GlaxoSmithKline has formed an alliance with Vodafone that aims to accelerate the uptake of childhood vaccinations in Africa.
The drug giant said the partnership aims to utilise innovative mobile technologies to protect more children from infectious diseases, as it is estimated that up to a fifth of children around the globe still do not have access to basic vaccines.
"The proliferation of mobile phones in Africa offers an opportunity to create innovative and cost-effective ways to address barriers to universal vaccination," the firm said, explaining the rationale for the move.
The alliance will initially focus on a one-year project in Mozambique, with support from Save The Children and in collaboration with the country's Ministry of Health.

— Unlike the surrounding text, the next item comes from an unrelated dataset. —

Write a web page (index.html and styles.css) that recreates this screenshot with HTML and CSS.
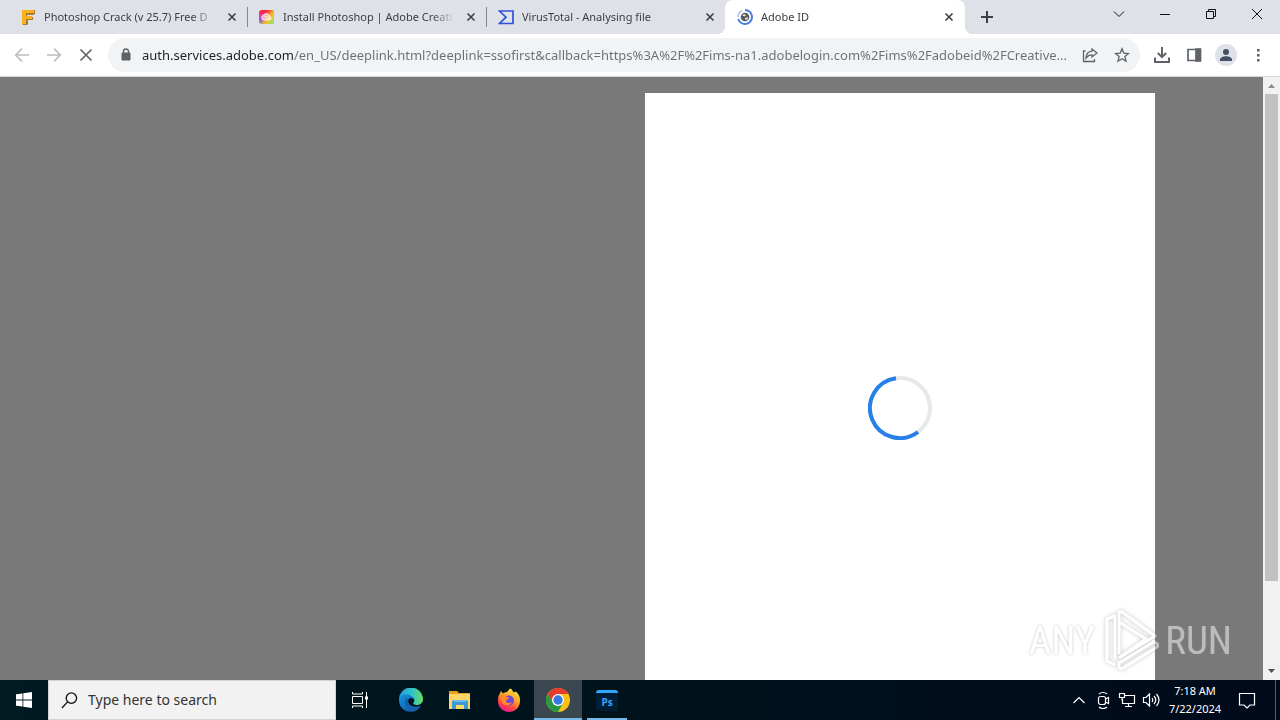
FILE: index.html
```html
<!DOCTYPE html>
<html lang="en">
<head>
<meta charset="utf-8">
<title>Adobe ID</title>
<link rel="stylesheet" href="styles.css">
</head>
<body>
<header class="tabstrip">
  <div class="tab">
    <svg class="favicon" viewBox="0 0 16 16"><path d="M3 1h12v4l-2 1H7v2h6v3H8v4l-1 1H3l-1-2V3z" fill="#a87a2c"/><path d="M2 1h12v3H6v3h6v3H6v5H2z" fill="#fbb11b"/></svg>
    <span class="tab-title">Photoshop Crack (v 25.7) Free D</span>
    <button class="tab-close" aria-label="Close tab"><svg viewBox="0 0 16 16"><path d="M4.500 4.500l7 7M11.500 4.500l-7 7"/></svg></button>
  </div>
  <div class="tab">
    <svg class="favicon" viewBox="0 0 16 16"><defs><linearGradient id="cc" x1="0" y1="0" x2="0" y2="1"><stop offset="0" stop-color="#f5202c"/><stop offset=".4" stop-color="#e8409a"/><stop offset=".7" stop-color="#9a50ff"/><stop offset="1" stop-color="#4a9cff"/></linearGradient><linearGradient id="cc2" x1="0" y1="0" x2="1" y2=".7"><stop offset=".35" stop-color="#ff8000" stop-opacity="0"/><stop offset=".7" stop-color="#ffb820"/><stop offset="1" stop-color="#a0e05b"/></linearGradient></defs><rect y="1" width="15" height="14" rx="3" fill="url(#cc)"/><rect y="1" width="15" height="14" rx="3" fill="url(#cc2)"/><path d="M5 11a2.600 2.600 0 0 1-.5-5 3.800 3.800 0 0 1 6.500 1.500 2 2 0 0 1 0 3.500zM4.500 7c3-.5 4 3 7 2" fill="#fff" fill-opacity=".5" stroke="#fff" stroke-width=".9"/></svg>
    <span class="tab-title">Install Photoshop | Adobe Creati</span>
    <button class="tab-close" aria-label="Close tab"><svg viewBox="0 0 16 16"><path d="M4.500 4.500l7 7M11.500 4.500l-7 7"/></svg></button>
  </div>
  <div class="tab">
    <svg class="favicon" viewBox="0 0 16 16"><path d="M1.500 2H15v12.500H1.500L8 8.200z" fill="none" stroke="#3050e0" stroke-width="1.700"/></svg>
    <span class="tab-title">VirusTotal - Analysing file</span>
    <button class="tab-close" aria-label="Close tab"><svg viewBox="0 0 16 16"><path d="M4.500 4.500l7 7M11.500 4.500l-7 7"/></svg></button>
  </div>
  <div class="tab tab-active">
    <svg class="favicon" viewBox="0 0 16 16"><path d="M8 1a7 7 0 1 1-6.700 9" fill="none" stroke="#4a7ee0" stroke-width="2"/><path d="M1 8a7 7 0 0 1 4-6.300" fill="none" stroke="#a9c3f3" stroke-width="1.500"/><circle cx="8" cy="8" r="4.300" fill="#55585c"/><path d="M5 6.500l2-1.500 2 1-1 1.500zM8 9l3-1-.5 2.500-2 .5z" fill="#e5e3df"/></svg>
    <span class="tab-title">Adobe ID</span>
    <button class="tab-close" aria-label="Close tab"><svg viewBox="0 0 16 16"><path d="M4.500 4.500l7 7M11.500 4.500l-7 7"/></svg></button>
  </div>
  <button class="new-tab" aria-label="New tab"><svg viewBox="0 0 16 16"><path d="M8 2v12M2 8h12"/></svg></button>
  <div class="window-controls">
    <button aria-label="Search tabs"><svg viewBox="0 0 16 16"><path d="M3 5.500l5 5 5-5"/></svg></button>
    <button aria-label="Minimize"><svg viewBox="0 0 16 16"><path d="M3 8.500h10"/></svg></button>
    <button aria-label="Restore"><svg viewBox="0 0 16 16"><path d="M3.500 5.500h7v7h-7zM5.500 5V3.500h7v7H11"/></svg></button>
    <button aria-label="Close"><svg viewBox="0 0 16 16"><path d="M3 3l10 10M13 3L3 13"/></svg></button>
  </div>
</header>

<nav class="toolbar">
  <button class="tool tool-off" aria-label="Back"><svg viewBox="0 0 16 16"><path d="M15 8H2M8 1.500L1.700 8 8 14.500"/></svg></button>
  <button class="tool tool-off" aria-label="Forward"><svg viewBox="0 0 16 16"><path d="M1 8h13M8 1.500L14.300 8 8 14.500"/></svg></button>
  <button class="tool" aria-label="Stop"><svg viewBox="0 0 16 16"><path d="M2.500 2.500l11 11M13.500 2.500l-11 11"/></svg></button>
  <div class="omnibox">
    <svg class="lock" viewBox="0 0 16 16"><path d="M4 6h8v7H4z" fill="#5f6368" stroke="#5f6368" stroke-linejoin="round"/><path d="M5.500 6V4.500a2.500 2.500 0 0 1 5 0V6" fill="none" stroke="#5f6368" stroke-width="1.500"/></svg>
    <input class="url" type="text" aria-label="Address" value="auth.services.adobe.com/en_US/deeplink.html?deeplink=ssofirst&amp;callback=https%3A%2F%2Fims-na1.adobelogin.com%2Fims%2Fadobeid%2FCreative...">
    <button class="tool" aria-label="Share"><svg viewBox="0 0 16 16" class="thin"><path d="M3.500 4H1.500v10.500h11V12M10 2l5 4-5 4V7.800C7 7.800 5.500 9 4 11c.3-4 2.500-6.500 6-6.800z"/></svg></button>
    <button class="tool" aria-label="Bookmark"><svg viewBox="0 0 16 16" class="thin"><path d="M8 1.800l1.800 4.300 4.700.4-3.600 3.100 1.100 4.600L8 11.700l-4 2.500 1.100-4.600L1.500 6.500l4.700-.4z"/></svg></button>
  </div>
  <div class="tools">
    <button class="tool" aria-label="Downloads"><svg viewBox="0 0 16 16"><path d="M8 0v10M3.800 6L8 10.200 12.200 6M1 10.500V15h14v-4.500" stroke-width="2"/></svg></button>
    <button class="tool" aria-label="Side panel"><svg viewBox="0 0 16 16"><path d="M2 2.500h12v11H2z"/><path d="M10 2h4.500v12H10z" fill="#5f6368"/></svg></button>
    <button class="tool" aria-label="Profile"><svg class="avatar" viewBox="0 0 22 22"><circle cx="11" cy="11" r="11" fill="#dee1ea"/><circle cx="11" cy="8" r="3" fill="#474f63"/><path d="M5 17v-1.500c0-2 3-3.300 6-3.300s6 1.300 6 3.300V17z" fill="#474f63"/></svg></button>
    <button class="tool" aria-label="Menu"><svg viewBox="0 0 16 16"><path d="M7 2h2.600v2.600H7zM7 7h2.600v2.600H7zM7 12h2.600v2.600H7z" fill="#5f6368" stroke="none"/></svg></button>
  </div>
</nav>

<main class="page">
  <div class="viewport">
    <section class="card" aria-label="Loading">
      <svg class="spinner" viewBox="0 0 64 64"><circle cx="32" cy="32" r="30" fill="none" stroke="#e6e8ea" stroke-width="4"/><path d="M28 2.300A30 30 0 1 0 50 56" fill="none" stroke="#2680e8" stroke-width="4"/></svg>
    </section>
  </div>
  <div class="scrollbar">
    <svg viewBox="0 0 17 17"><path d="M5 11l3.500-4 3.500 4z" fill="#8b8b8b"/></svg>
    <div class="thumb"></div>
    <svg viewBox="0 0 17 17"><path d="M5 6l3.500 4L12 6z" fill="#505050"/></svg>
  </div>
  <div class="watermark">
    <span>ANY</span>
    <svg viewBox="0 0 58 62"><path d="M14 11V6L6 9v42l8 4M14 10v38M18 44V3q0-2 3-1l33 24-36 22M18 12l27 17-27 19M18 52v5q0 3 4 1l34-21q2-2-1-4l-4-2M18 53l36-22" fill="none" stroke="#fff" stroke-width="3" stroke-linejoin="round"/></svg>
    <span>RUN</span>
  </div>
</main>

<footer class="taskbar">
  <button class="task" aria-label="Start"><svg viewBox="0 0 16 16" class="i16"><path d="M0 2.300l6.500-.9v6.100H0zM7.300 1.300L16 0v7.500H7.300zM0 8.400h6.500v6.200L0 13.700zM7.300 8.400H16V16l-8.700-1.300z" fill="#fff"/></svg></button>
  <label class="search">
    <svg viewBox="0 0 18 18"><circle cx="11" cy="6.500" r="5.500"/><path d="M7 10.500L1 17"/></svg>
    <input type="text" placeholder="Type here to search" aria-label="Type here to search">
  </label>
  <button class="task task-view" aria-label="Task view"><svg viewBox="0 0 18 18" class="i18"><path d="M1.500 5.500h10v7h-10zM1.500 1v2h10V1M1.500 17v-2h10v2M15.500 1v16" fill="none" stroke="#fff"/><path d="M14 5.500h3v3h-3z" fill="#fff"/></svg></button>
  <button class="task" aria-label="Edge"><svg viewBox="0 0 24 24"><defs><linearGradient id="e1" x1="0" x2="1"><stop stop-color="#2498dc"/><stop offset=".55" stop-color="#2fc4c9"/><stop offset="1" stop-color="#6bdc59"/></linearGradient><linearGradient id="e2" x1="0" x2="1" y1="0" y2="1"><stop stop-color="#1793df"/><stop offset="1" stop-color="#0c4fa0"/></linearGradient></defs><path d="M0 12A12 12 0 0 1 24 11c0 4-3 6-6.500 6-3 0-4-1.500-2.700-3 1.700-2.500-.4-5.800-4.600-5.800C5 8.200 1 10.500 0 12z" fill="url(#e1)"/><path d="M0 12c0-3 3-5.500 7-5.500 4.500 0 8 2.500 7.600 5.500-.9-2.400-4-2.700-5.100-.5C7.500 16 13 20.500 21.500 18 16 27.500 0 25 0 12z" fill="url(#e2)"/><path d="M7.500 9.500C4 13 6 22 14 23.500c3-.4 6-2.500 7.500-5C14 21 8 17 9 12z" fill="#1460ac"/></svg></button>
  <button class="task" aria-label="File Explorer"><svg viewBox="0 0 24 24"><path d="M1 3h8l2 2h11v5H1z" fill="#e8a11e"/><path d="M1 6h21v15H1z" fill="#ffd768"/><path d="M4 21v-8l2-1h12l2 1v8h-4v-4H8v4z" fill="#3c9bd6"/><path d="M6 12h12v2H6z" fill="#67bdec"/></svg></button>
  <button class="task" aria-label="Firefox"><svg viewBox="0 0 24 24"><defs><linearGradient id="f1" x1=".8" y1="0" x2=".3" y2="1"><stop stop-color="#fff04a"/><stop offset=".45" stop-color="#ff9b22"/><stop offset=".75" stop-color="#ff414c"/><stop offset="1" stop-color="#e31587"/></linearGradient></defs><path d="M2 7l2-4 2 2.500C7 4.500 9 4 10 4l3-3.500c2 0 2.500 3 4 4l2-1c3 3 4.500 6 4 10C22 28 1 27 1 13c0-3 0-4 1-6z" fill="url(#f1)"/><circle cx="12" cy="12.500" r="5" fill="#7048d8"/><path d="M4 9c3-2 5 0 8 .5 0 2-3 2-3 4 1 2 5 2 6 0-1 5-9 5-10.500 0z" fill="#ff8b24"/><path d="M11 6c4 0 8 3 7 8 3-5 0-9-4-10z" fill="#ffbd2c"/></svg></button>
  <button class="task task-current" aria-label="Chrome"><svg viewBox="0 0 24 24"><circle cx="12" cy="12" r="12" fill="#fbc116"/><path d="M1.600 6A12 12 0 0 1 22.400 6H12L7 15z" fill="#e33b2e"/><path d="M1.600 6A12 12 0 0 0 12 24l5.200-9L12 17.500 7 15z" fill="#279847"/><circle cx="12" cy="12" r="6" fill="#fff"/><circle cx="12" cy="12" r="4.700" fill="#3778e4"/></svg></button>
  <button class="task task-open" aria-label="Photoshop"><span class="ps">Ps</span></button>
  <div class="tray">
    <button aria-label="Hidden icons"><svg viewBox="0 0 18 18"><path d="M3.500 12L9 6.500l5.500 5.500"/></svg></button>
    <button aria-label="Camera"><svg viewBox="0 0 18 18"><rect x="4.500" y="5.500" width="7" height="8" rx="2"/><path d="M11.500 8l3-1.500v6l-3-1.500M5 3c2-2 6-2 8 0M5 16c2 2 6 2 8 0"/></svg></button>
    <button aria-label="Network"><svg viewBox="0 0 18 18"><path d="M6 4.500h10.500v8H4.500V8M10.500 12.500v3M7 15.500h7M1.500 2.500h5v4h-5zM4 6.500v3"/></svg></button>
    <button aria-label="Volume"><svg viewBox="0 0 18 18"><path d="M1.500 6.500h2.500l3.500-3.500v12L4 11.500H1.500zM10 7q1.500 2 0 4M12 5q3.500 4 0 8M14.500 3q5 6 0 12"/></svg></button>
    <time class="clock"><span>7:18 AM</span><span>7/22/2024</span></time>
    <button class="notify" aria-label="Notifications"><svg viewBox="0 0 18 18"><path d="M1.500 2.500h15v11.500H12l-3 3-3-3H1.500z"/></svg></button>
    <span class="show-desktop"></span>
  </div>
</footer>
</body>
</html>
```
FILE: styles.css
```css
* { box-sizing: border-box; }

body {
  margin: 0;
  height: 100vh;
  display: flex;
  flex-direction: column;
  overflow: hidden;
  font-family: "Noto Sans", "Open Sans", sans-serif;
  color: #3c4043;
}

button {
  display: flex;
  align-items: center;
  justify-content: center;
  padding: 0;
  border: 0;
  background: none;
}

svg { flex: none; }

/* Tabs */
.tabstrip {
  display: flex;
  flex: none;
  height: 34px;
  padding-left: 8px;
  background: #dee1e8;
}
.tab {
  display: flex;
  align-items: center;
  flex: 0 1 239px;
  min-width: 0;
  gap: 8px;
  padding: 0 7px 0 12px;
  position: relative;
}
.tab:has(+ .tab:not(.tab-active))::after {
  content: "";
  position: absolute;
  right: -1px;
  top: 7px;
  width: 1px;
  height: 20px;
  background: #85888e;
}
.tab-active {
  flex-basis: 240px;
  padding-right: 8px;
  background: #fff;
  border-radius: 8px 8px 0 0;
}
.tab-active::before,
.tab-active::after {
  content: "";
  position: absolute;
  bottom: 0;
  width: 8px;
  height: 8px;
}
.tab-active::before {
  left: -8px;
  background: radial-gradient(circle at 0 0, transparent 8px, #fff 8px);
}
.tab-active::after {
  right: -8px;
  background: radial-gradient(circle at 100% 0, transparent 8px, #fff 8px);
}
.favicon { width: 16px; height: 16px; }
.tab-title {
  flex: 1;
  overflow: hidden;
  white-space: nowrap;
  font-size: 11px;
  line-height: 16px;
  mask-image: linear-gradient(90deg, #000 calc(100% - 24px), transparent);
}
.tab-close svg,
.new-tab svg,
.window-controls svg {
  width: 16px;
  height: 16px;
  fill: none;
  stroke: #3c4043;
  stroke-width: 2;
}
.tab-close svg { stroke-width: 1.6; }
.new-tab { width: 28px; margin-left: 8px; }
.window-controls { display: flex; margin-left: auto; padding-bottom: 6px; }
.window-controls button { width: 46px; }
.window-controls svg { stroke: #111; stroke-width: 1; }

/* Toolbar */
.toolbar {
  display: flex;
  flex: none;
  align-items: center;
  height: 43px;
  padding: 0 6px;
  background: #fff;
  border-bottom: 1px solid #d5d7da;
}
.tool { flex: none; width: 32px; height: 32px; }
.tool svg {
  width: 16px;
  height: 16px;
  fill: none;
  stroke: #5f6368;
  stroke-width: 1.7;
}
.tool-off svg { stroke: #babcbe; }
.tool .thin { stroke-width: 1.3; }
.tool .avatar { width: 22px; height: 22px; stroke: none; }
.omnibox {
  display: flex;
  align-items: center;
  flex: 1;
  min-width: 0;
  height: 34px;
  margin: 0 6px;
  padding: 0 2px 0 10px;
  border-radius: 17px;
  background: #f1f3f4;
}
.lock { width: 16px; height: 16px; margin-right: 8px; }
.url {
  flex: 1;
  min-width: 0;
  padding: 0;
  border: 0;
  outline: 0;
  font: 13px/20px "Noto Sans", "Open Sans", sans-serif;
  color: #5f6368;
  -webkit-text-fill-color: transparent;
  background: linear-gradient(90deg, #202124 152px, #6b6f74 152px);
  background-clip: text;
  -webkit-background-clip: text;
}
.tools { display: flex; }

/* Page */
.page {
  position: relative;
  display: flex;
  flex: 1;
  min-height: 0;
  background: #797979;
}
.viewport {
  display: flex;
  flex: 1;
  justify-content: flex-end;
  align-items: flex-start;
  padding: 16px 108px 0 16px;
  overflow: hidden;
}
.card {
  display: flex;
  align-items: center;
  justify-content: center;
  width: 100%;
  max-width: 510px;
  min-height: 630px;
  background: #fff;
}
.spinner { width: 64px; height: 64px; }
.scrollbar {
  display: flex;
  flex-direction: column;
  align-items: center;
  width: 17px;
  background: #f1f1f1;
}
.scrollbar svg { width: 17px; height: 17px; }
.thumb { width: 13px; height: 487px; margin-bottom: auto; background: #c1c1c1; }
.watermark {
  position: absolute;
  right: 48px;
  bottom: 8px;
  display: flex;
  align-items: center;
  gap: 6px;
  opacity: .5;
  font: 39px/62px "Roboto Condensed", "Open Sans Condensed", "Liberation Sans Narrow", "DejaVu Sans Condensed", sans-serif;
  color: #fff;
  text-shadow: 0 0 3px #888;
}
.watermark svg { width: 58px; height: 62px; filter: drop-shadow(0 0 2px #888); }

/* Taskbar */
.taskbar {
  display: flex;
  flex: none;
  height: 40px;
  background: linear-gradient(90deg, #001a22, #00121c 50%, #000a1b);
}
.task { width: 48px; margin-right: 1px; }
.task:first-child { margin-right: 0; }
.task svg { width: 24px; height: 24px; }
.task .i16 { width: 16px; height: 16px; }
.task .i18 { width: 18px; height: 18px; }
.task-view { margin-right: 3px; }
.task-current {
  background: #3a474e;
  border-bottom: 2px solid #76b9ed;
  padding-top: 2px;
}
.task-open {
  background: linear-gradient(#76b9ed, #76b9ed) center bottom / 40px 2px no-repeat;
}
.ps {
  width: 22px;
  height: 21px;
  border-top: 3px solid #31a8ff;
  border-radius: 3px;
  background: #001e36;
  color: #31a8ff;
  font: bold 10px/18px "Open Sans", sans-serif;
}
.search {
  display: flex;
  align-items: center;
  gap: 10px;
  flex: 0 1 288px;
  padding: 0 12px;
  border: 1px solid #d4d4d4;
  background: #f2f2f2;
}
.search svg { width: 17px; height: 17px; fill: none; stroke: #111; stroke-width: 1.4; }
.search input {
  flex: 1;
  min-width: 0;
  padding: 0;
  border: 0;
  outline: 0;
  background: none;
  font: 14px/20px "Noto Sans", "Open Sans", sans-serif;
}
.search input::placeholder { color: #333; opacity: 1; }
.tray { display: flex; margin-left: auto; }
.tray button { width: 24px; }
.tray svg { width: 18px; height: 18px; fill: none; stroke: #fff; stroke-width: 1.2; }
.clock {
  display: flex;
  flex-direction: column;
  justify-content: center;
  align-items: center;
  width: 64px;
  color: #fff;
  font-size: 11px;
  line-height: 18px;
}
.tray .notify { width: 40px; margin-right: 8px; }
.show-desktop { width: 5px; border-left: 1px solid #59606b; }
```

This will explore whether mobile technology solutions could boost the proportion of children covered by vaccination in Mozambique by an extra 5%-10%.
Under the scheme, mothers will be alerted by SMS to the availability and importance of immunisation services on offer, and health workers will be given smart phones with software enabling them to get in touch with mothers, view and record vaccination histories, and schedule vaccinations.
In addition, healthcare facilities will be prompted to report on vaccination stock levels by SMS, in the hope that this will improve supply chain management, GSK said.
The pilot will run in up to 100 clinics and will include mothers using all mobile phone networks and any selected vaccine.
This is not GSK's first venture into the world of mobile technology solutions to combat healthcare issues. In one project, the company has been active in an anti-counterfeiting scheme in Africa using a code-text message system to check whether medicines are genuine.